Unlike the official narrative of Pakistan as well as China about the umpteen benefits the China–Pakistan Economic Corridor (CPEC) is going to yield, ground realities are telling a different story, making people question its logic and the very way investment—if it is investment at all—worth billions of dollars is being made.
While most of the details about CPEC’s various projects have yet not been revealed by the Pakistan government, whatever has become public information signifies controversy and disagreements rather than an era of ‘mega-development.’ Therefore, the demand for disclosing the whole information about CPEC is on the rise in Pakistan.
A fresh impetus to this demand has been provided by the revealed details of the recently held meeting of the Senate Standing Committee on Planning and Development, wherein the lawmakers, clearly perturbed by the implications of the project, went to the extent of equating CPEC with the ‘East India Company’, which, although a trading mission to India, was also the primary vehicle that transported and entrenched British colonialism to and in India.
Although the meeting was not attended by government representatives, the head of the committee did not shy of expressing serious concerns.
“Another East India Company is in the offing; national interests are not being protected. We are proud of the friendship between Pakistan and China, but the interests of the state should come first,” Senator Tahir Mashhadi, chairman of the Senate Standing Committee on Planning and Development, said when some committee members raised the concern that the government was not protecting the rights and interests of the people.
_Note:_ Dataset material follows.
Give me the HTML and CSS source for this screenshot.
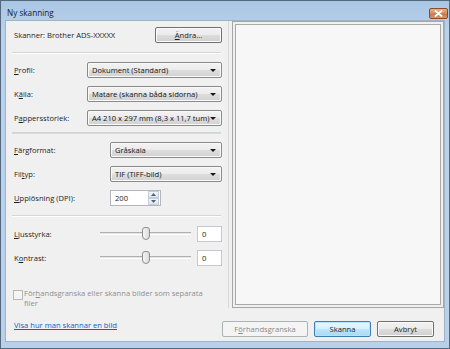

The committee was further informed that, quite unlike the way the CPEC has been projected in Pakistan as a ‘Chinese investment’, a major portion of the CPEC depended on local finances rather than Chinese investment.
“It will be very harmful for us if we have to bear the entire burden; will this [project] be a national development or a national calamity? Whatever loans taken from China will have to be paid by the poor people of Pakistan,” Mr Mashhadi observed.
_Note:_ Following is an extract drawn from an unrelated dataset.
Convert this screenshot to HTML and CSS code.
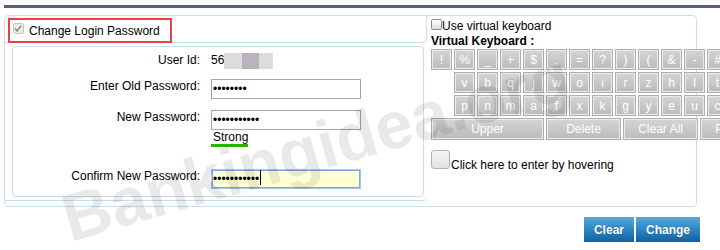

The impact this debt-financed project will have on Pakistan is not so difficult to discern. In its recently concluded review of the project, the IMF has also warned Pakistan of a ‘looming CPEC bill’ that Pakistan will have to defray in the long run and that can put the economy in a lot of trouble than set it on the course to speedy development.
“During the investment phase, as the ‘early harvest’ projects proceed, Pakistan will experience a surge in FDI and other external funding inflows,” says the Fund in a short evaluation of the impact of CPEC related investments on Pakistan. However, the import requirements of these projects “will likely offset a significant share of these inflows, such that the current account deficit would widen,” adding further that “Pakistan will need to manage increasing CPEC-related outflows,” once the Chinese investors begin repatriating profits. This “could add up (to the pile of loans and re-payments) to a significant level given the magnitude of the FDI.”
Outflows will also come in the form of repayment obligations on the loans taken from Chinese banks for these projects, which are expected to rise after 2021. Both of these, repayments and profit repatriation, “could reach about 0.4 per cent of GDP per year over the longer run,” the Fund stated cautiously.
While the Fund’s review concluded that “reaping the full potential benefits of CPEC will require forceful pro-growth and export-supporting reforms,” this is where precisely Pakistan government has performed poorly.
Notwithstanding the challenges of security and governance, the highly imbalances spread of CPEC projects and centralized constitutionalism mechanism are turning out to be two other outstanding hurdles in the way of fully reaping the CPEC.
For instance, while a lot has been written and spoken about the strategic importance of the Gwadar port, located in Pakistan’s poorest province Balochistan, the province itself will not be the primary beneficiary of the revenue earned from it.
The senate committee was further informed that “the people of Balochistan will only get one benefit from this project, which is the water supply”, and will not be entitled to the revenue earned from the port or the airport being built in Gwadar as, based on current constitutional mechanisms, all revenues on ports and airports will be collected by the central government not by the provincial government.
The irony is that while Balochistan, as a province, would receive investment worth only US$600 million out of $51 billion, all expenses of the Gwadar Security Task Force – similar to the recently created Special Security Division for the protection of Chinese projects and personals –would be borne by the government of Balochistan and that too “without a single employee from the province”, according to a Baloch nationalist and a former senator from Balochistan, Sanaullah Baloch.
The controversy thus surrounding CPEC is likely to off-set whatever benefits Pakistan can reap of it in the short and the long run, and as the Fund implicitly stated in its review, policies favoring Chinese companies, developing, for instance, power projects, will off-set prospects of downward development (read: in one of the solar-power projects, a Chinese group is enjoying the benefits of an extraordinary Rs17 per unit tariff, where the competitive price of solar in the world today is closer to Rs4), and in the long-run, create problems of huge re-payments.
All of this requires, as one analyst has suggested, massive institutional reforms. “Development without such reforms will lead to nothing but a ‘national calamity.’ To avoid becoming a ‘colony’ of China, Pakistan does need to give first priority to its national needs, wherein no region remains neglected and wherein Pakistan’s economy grows rather than simply saddled under loans and debts” in the name of development.